Exercise requirements
Show each line from the listing that includes the word "components".

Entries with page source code
------------------------------

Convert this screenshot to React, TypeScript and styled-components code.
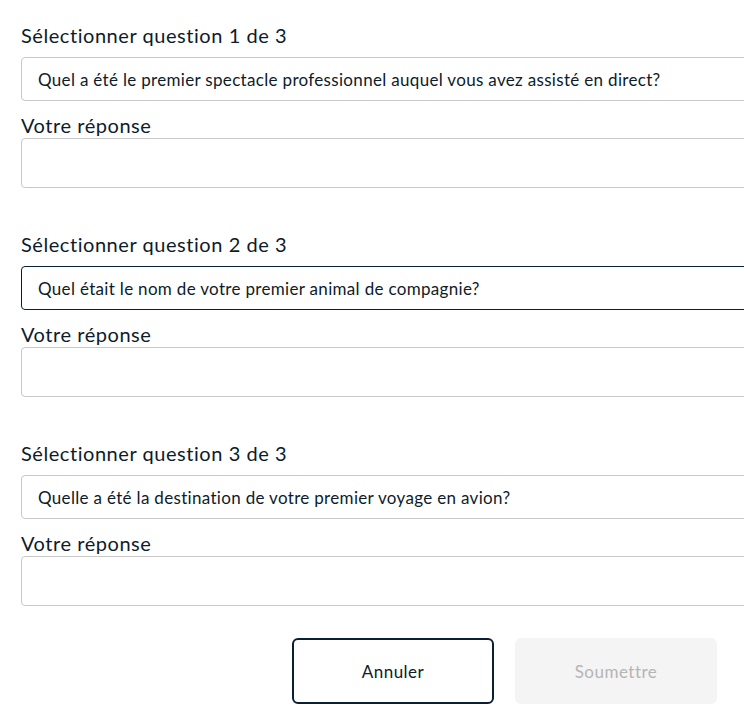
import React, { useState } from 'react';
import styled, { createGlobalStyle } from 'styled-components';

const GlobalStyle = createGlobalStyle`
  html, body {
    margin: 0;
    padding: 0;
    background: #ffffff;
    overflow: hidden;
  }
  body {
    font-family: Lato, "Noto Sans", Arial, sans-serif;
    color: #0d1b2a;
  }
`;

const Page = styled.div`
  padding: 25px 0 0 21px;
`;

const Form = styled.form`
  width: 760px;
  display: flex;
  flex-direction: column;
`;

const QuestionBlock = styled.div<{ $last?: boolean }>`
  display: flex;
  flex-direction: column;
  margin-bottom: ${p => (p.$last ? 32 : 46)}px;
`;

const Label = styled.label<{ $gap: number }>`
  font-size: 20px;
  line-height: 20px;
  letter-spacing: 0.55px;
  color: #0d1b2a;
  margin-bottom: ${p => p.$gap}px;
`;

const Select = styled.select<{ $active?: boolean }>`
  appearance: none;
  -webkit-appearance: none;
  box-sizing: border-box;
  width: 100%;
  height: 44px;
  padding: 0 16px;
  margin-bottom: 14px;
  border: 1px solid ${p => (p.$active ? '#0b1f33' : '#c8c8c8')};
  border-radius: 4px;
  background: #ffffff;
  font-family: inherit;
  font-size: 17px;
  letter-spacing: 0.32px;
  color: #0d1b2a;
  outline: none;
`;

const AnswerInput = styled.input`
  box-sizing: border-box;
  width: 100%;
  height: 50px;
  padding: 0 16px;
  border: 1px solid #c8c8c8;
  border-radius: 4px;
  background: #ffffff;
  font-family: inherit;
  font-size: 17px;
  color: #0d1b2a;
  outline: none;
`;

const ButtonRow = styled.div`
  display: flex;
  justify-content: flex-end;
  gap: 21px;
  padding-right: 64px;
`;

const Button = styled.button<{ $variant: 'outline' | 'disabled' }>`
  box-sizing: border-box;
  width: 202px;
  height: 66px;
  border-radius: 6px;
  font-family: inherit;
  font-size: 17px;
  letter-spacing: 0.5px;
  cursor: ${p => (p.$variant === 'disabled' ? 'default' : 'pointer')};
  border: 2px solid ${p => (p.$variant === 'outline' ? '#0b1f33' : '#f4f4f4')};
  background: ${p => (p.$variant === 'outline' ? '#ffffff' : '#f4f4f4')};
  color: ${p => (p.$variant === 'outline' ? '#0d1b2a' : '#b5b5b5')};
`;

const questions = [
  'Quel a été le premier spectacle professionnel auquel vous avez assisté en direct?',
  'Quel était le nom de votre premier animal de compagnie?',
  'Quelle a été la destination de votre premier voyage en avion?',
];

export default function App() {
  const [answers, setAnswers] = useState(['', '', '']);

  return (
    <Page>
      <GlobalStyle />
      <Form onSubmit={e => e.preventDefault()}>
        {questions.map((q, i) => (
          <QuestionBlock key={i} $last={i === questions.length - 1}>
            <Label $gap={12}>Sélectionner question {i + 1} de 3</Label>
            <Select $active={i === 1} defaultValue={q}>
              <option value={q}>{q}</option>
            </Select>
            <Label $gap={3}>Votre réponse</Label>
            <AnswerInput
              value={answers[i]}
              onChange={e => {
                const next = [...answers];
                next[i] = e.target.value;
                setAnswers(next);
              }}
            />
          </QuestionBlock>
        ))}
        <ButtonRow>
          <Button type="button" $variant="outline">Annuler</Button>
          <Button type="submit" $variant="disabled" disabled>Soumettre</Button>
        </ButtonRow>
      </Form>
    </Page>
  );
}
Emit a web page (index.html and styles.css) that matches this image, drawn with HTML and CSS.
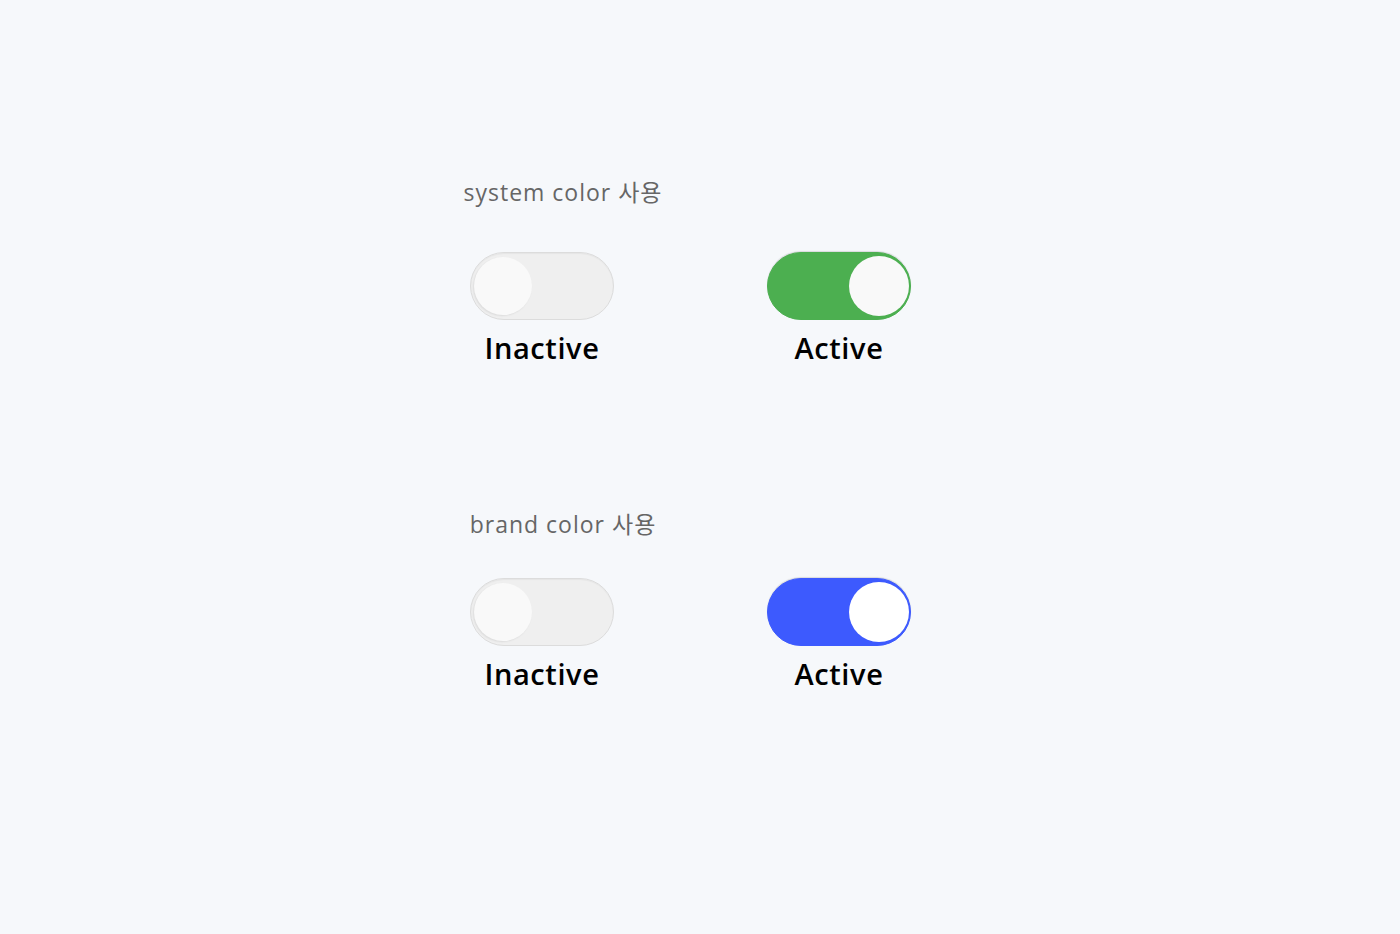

------------------------------

Worked answer
Convert this screenshot to React, TypeScript and styled-components code.
import styled, { createGlobalStyle } from 'styled-components';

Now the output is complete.